##### DATA

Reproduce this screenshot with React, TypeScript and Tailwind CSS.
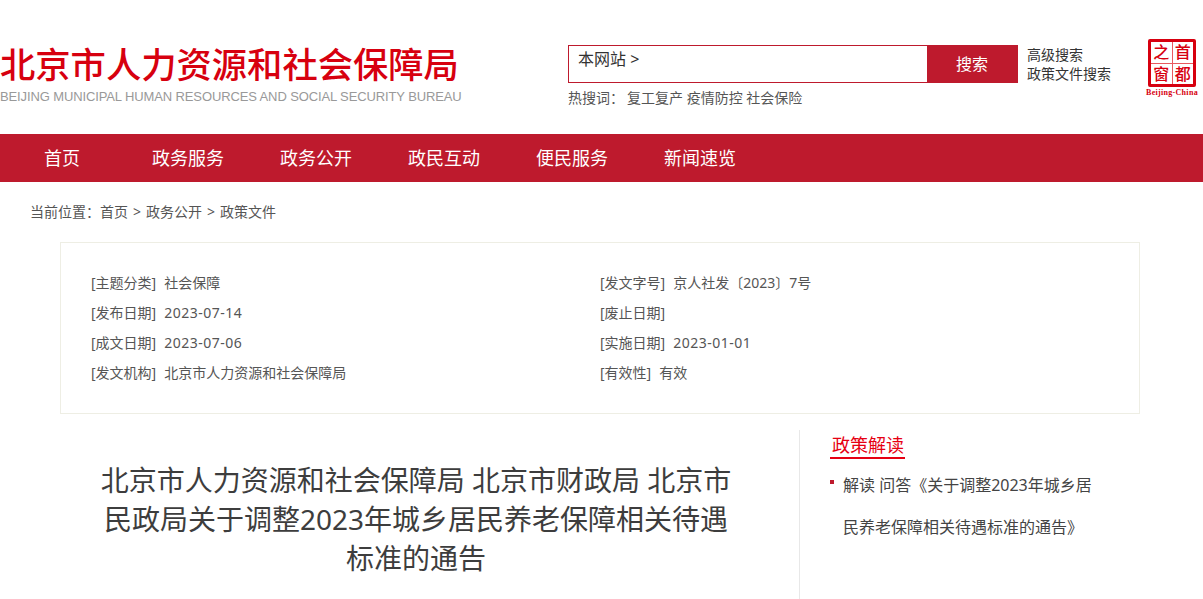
const fontStack = { fontFamily: '"Noto Sans", "Noto Sans CJK SC", sans-serif' };

const navItems = ["政务服务", "政务公开", "政民互动", "便民服务", "新闻速览"];

const metaLeft = [
  ["[主题分类]", "社会保障"],
  ["[发布日期]", "2023-07-14"],
  ["[成文日期]", "2023-07-06"],
  ["[发文机构]", "北京市人力资源和社会保障局"],
];

const metaRight = [
  ["[发文字号]", "京人社发〔2023〕7号"],
  ["[废止日期]", ""],
  ["[实施日期]", "2023-01-01"],
  ["[有效性]", "有效"],
];

function MetaColumn({ rows, className }: { rows: string[][]; className: string }) {
  return (
    <div className={className}>
      {rows.map(([label, value]) => (
        <div key={label} className="flex h-[30px] items-center gap-2 text-[14px] text-[#555]">
          <span>{label}</span>
          <span className={/^\d/.test(value) ? "tracking-[0.5px]" : ""}>{value}</span>
        </div>
      ))}
    </div>
  );
}

function CapitalLogo() {
  return (
    <div className="ml-[32px] mt-[39px] flex w-[56px] flex-col items-center">
      <div className="grid h-[48px] w-[48px] grid-cols-2 grid-rows-2 gap-px rounded-[2px] border-[3px] border-[#d7000f] bg-[#e85a5f] text-[16px] font-medium leading-none text-[#d7000f]">
        <span className="flex items-center justify-center bg-white">之</span>
        <span className="flex items-center justify-center bg-white">首</span>
        <span className="flex items-center justify-center bg-white">窗</span>
        <span className="flex items-center justify-center bg-white">都</span>
      </div>
      <span className="mt-[1px] whitespace-nowrap text-[8px] font-bold leading-[10px] tracking-[0.3px] text-[#d7000f] [font-family:'Liberation_Serif',serif]">
        Beijing-China
      </span>
    </div>
  );
}

export default function App() {
  return (
    <div className="h-[599px] w-[1203px] overflow-hidden bg-white" style={fontStack}>
      <header className="flex h-[134px]">
        <div className="w-[568px] shrink-0 pt-[41px]">
          <div className="whitespace-nowrap text-[35.3px] font-medium leading-[46px] text-[#d7000f]">
            北京市人力资源和社会保障局
          </div>
          <div className="mt-[1px] whitespace-nowrap text-[13px] leading-[18px] tracking-[-0.12px] text-[#999] [font-family:'Liberation_Sans',sans-serif]">
            BEIJING MUNICIPAL HUMAN RESOURCES AND SOCIAL SECURITY BUREAU
          </div>
        </div>

        <div className="w-[450px] shrink-0 pt-[45px]">
          <div className="flex h-[38px] border border-[#be1a2d]">
            <div className="flex-1 pl-[9px] pt-[1px] text-[16px] leading-[24px] text-[#333]">本网站 &gt;</div>
            <button className="w-[90px] bg-[#be1a2d] text-[16px] text-white">搜索</button>
          </div>
          <div className="mt-[5px] flex text-[14px] leading-[20px] text-[#555]">
            <span className="w-[59px]">热搜词：</span>
            <span>复工复产 疫情防控 社会保险</span>
          </div>
        </div>

        <div className="w-[94px] shrink-0 pl-[9px] pt-[45px] text-[14px] leading-[19px] text-[#333]">
          <div>高级搜索</div>
          <div className="whitespace-nowrap">政策文件搜索</div>
        </div>

        <CapitalLogo />
      </header>

      <nav className="flex h-[48px] items-center bg-[#be1a2d] pl-[44px] text-[18px] text-white">
        <span className="w-[108px]">首页</span>
        {navItems.map((item) => (
          <span key={item} className="w-[128px]">
            {item}
          </span>
        ))}
      </nav>

      <div className="flex h-[60px] items-center gap-[5px] pb-[2px] pl-[30px] text-[14px] text-[#555]">
        <span>当前位置：首页</span>
        <span>&gt;</span>
        <span>政务公开</span>
        <span>&gt;</span>
        <span>政策文件</span>
      </div>

      <section className="mx-[60px] flex h-[172px] w-[1080px] border border-[#eeeee4] pl-[30px] pt-[24px]">
        <MetaColumn rows={metaLeft} className="w-[509px]" />
        <MetaColumn rows={metaRight} className="flex-1" />
      </section>

      <div className="mt-[16px] flex pl-[60px]">
        <main className="w-[739px] pl-[36px] pr-[63px] pt-[31px]">
          <h1 className="text-center text-[28px] font-normal leading-[39px] text-[#3d3d3d]">
            北京市人力资源和社会保障局 北京市财政局 北京市民政局关于调整2023年城乡居民养老保障相关待遇标准的通告
          </h1>
        </main>

        <aside className="h-[170px] flex-1 border-l border-[#e8e8e8] pl-[30px] pt-[3px]">
          <h2 className="inline-block border-b-2 border-[#e60012] pl-[2px] pr-[1px] text-[18px] font-normal leading-[24px] text-[#e60012]">
            政策解读
          </h2>
          <div className="relative mt-[5px] w-[275px] pl-[13px] text-[16px] leading-[42px] text-[#444]">
            <span className="absolute left-0 top-[16px] h-[4px] w-[4px] bg-[#be1a2d]" />
            解读 问答《关于调整2023年城乡居民养老保障相关待遇标准的通告》
          </div>
        </aside>
      </div>
    </div>
  );
}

##########

**TASK INSTRUCTIONS**
Every line above should be returned exactly; the pictures stay out.

**WORKED SOLUTION**
Reproduce this screenshot with React, TypeScript and Tailwind CSS.
const fontStack = { fontFamily: '"Noto Sans", "Noto Sans CJK SC", sans-serif' };

const navItems = ["政务服务", "政务公开", "政民互动", "便民服务", "新闻速览"];

const metaLeft = [
  ["[主题分类]", "社会保障"],
  ["[发布日期]", "2023-07-14"],
  ["[成文日期]", "2023-07-06"],
  ["[发文机构]", "北京市人力资源和社会保障局"],
];

const metaRight = [
  ["[发文字号]", "京人社发〔2023〕7号"],
  ["[废止日期]", ""],
  ["[实施日期]", "2023-01-01"],
  ["[有效性]", "有效"],
];

function MetaColumn({ rows, className }: { rows: string[][]; className: string }) {
  return (
    <div className={className}>
      {rows.map(([label, value]) => (
        <div key={label} className="flex h-[30px] items-center gap-2 text-[14px] text-[#555]">
          <span>{label}</span>
          <span className={/^\d/.test(value) ? "tracking-[0.5px]" : ""}>{value}</span>
        </div>
      ))}
    </div>
  );
}

function CapitalLogo() {
  return (
    <div className="ml-[32px] mt-[39px] flex w-[56px] flex-col items-center">
      <div className="grid h-[48px] w-[48px] grid-cols-2 grid-rows-2 gap-px rounded-[2px] border-[3px] border-[#d7000f] bg-[#e85a5f] text-[16px] font-medium leading-none text-[#d7000f]">
        <span className="flex items-center justify-center bg-white">之</span>
        <span className="flex items-center justify-center bg-white">首</span>
        <span className="flex items-center justify-center bg-white">窗</span>
        <span className="flex items-center justify-center bg-white">都</span>
      </div>
      <span className="mt-[1px] whitespace-nowrap text-[8px] font-bold leading-[10px] tracking-[0.3px] text-[#d7000f] [font-family:'Liberation_Serif',serif]">
        Beijing-China
      </span>
    </div>
  );
}

export default function App() {
  return (
    <div className="h-[599px] w-[1203px] overflow-hidden bg-white" style={fontStack}>
      <header className="flex h-[134px]">
        <div className="w-[568px] shrink-0 pt-[41px]">
          <div className="whitespace-nowrap text-[35.3px] font-medium leading-[46px] text-[#d7000f]">
            北京市人力资源和社会保障局
          </div>
          <div className="mt-[1px] whitespace-nowrap text-[13px] leading-[18px] tracking-[-0.12px] text-[#999] [font-family:'Liberation_Sans',sans-serif]">
            BEIJING MUNICIPAL HUMAN RESOURCES AND SOCIAL SECURITY BUREAU
          </div>
        </div>

        <div className="w-[450px] shrink-0 pt-[45px]">
          <div className="flex h-[38px] border border-[#be1a2d]">
            <div className="flex-1 pl-[9px] pt-[1px] text-[16px] leading-[24px] text-[#333]">本网站 &gt;</div>
            <button className="w-[90px] bg-[#be1a2d] text-[16px] text-white">搜索</button>
          </div>
          <div className="mt-[5px] flex text-[14px] leading-[20px] text-[#555]">
            <span className="w-[59px]">热搜词：</span>
            <span>复工复产 疫情防控 社会保险</span>
          </div>
        </div>

        <div className="w-[94px] shrink-0 pl-[9px] pt-[45px] text-[14px] leading-[19px] text-[#333]">
          <div>高级搜索</div>
          <div className="whitespace-nowrap">政策文件搜索</div>
        </div>

        <CapitalLogo />
      </header>

      <nav className="flex h-[48px] items-center bg-[#be1a2d] pl-[44px] text-[18px] text-white">
        <span className="w-[108px]">首页</span>
        {navItems.map((item) => (
          <span key={item} className="w-[128px]">
            {item}
          </span>
        ))}
      </nav>

      <div className="flex h-[60px] items-center gap-[5px] pb-[2px] pl-[30px] text-[14px] text-[#555]">
        <span>当前位置：首页</span>
        <span>&gt;</span>
        <span>政务公开</span>
        <span>&gt;</span>
        <span>政策文件</span>
      </div>

      <section className="mx-[60px] flex h-[172px] w-[1080px] border border-[#eeeee4] pl-[30px] pt-[24px]">
        <MetaColumn rows={metaLeft} className="w-[509px]" />
        <MetaColumn rows={metaRight} className="flex-1" />
      </section>

      <div className="mt-[16px] flex pl-[60px]">
        <main className="w-[739px] pl-[36px] pr-[63px] pt-[31px]">
          <h1 className="text-center text-[28px] font-normal leading-[39px] text-[#3d3d3d]">
            北京市人力资源和社会保障局 北京市财政局 北京市民政局关于调整2023年城乡居民养老保障相关待遇标准的通告
          </h1>
        </main>

        <aside className="h-[170px] flex-1 border-l border-[#e8e8e8] pl-[30px] pt-[3px]">
          <h2 className="inline-block border-b-2 border-[#e60012] pl-[2px] pr-[1px] text-[18px] font-normal leading-[24px] text-[#e60012]">
            政策解读
          </h2>
          <div className="relative mt-[5px] w-[275px] pl-[13px] text-[16px] leading-[42px] text-[#444]">
            <span className="absolute left-0 top-[16px] h-[4px] w-[4px] bg-[#be1a2d]" />
            解读 问答《关于调整2023年城乡居民养老保障相关待遇标准的通告》
          </div>
        </aside>
      </div>
    </div>
  );
}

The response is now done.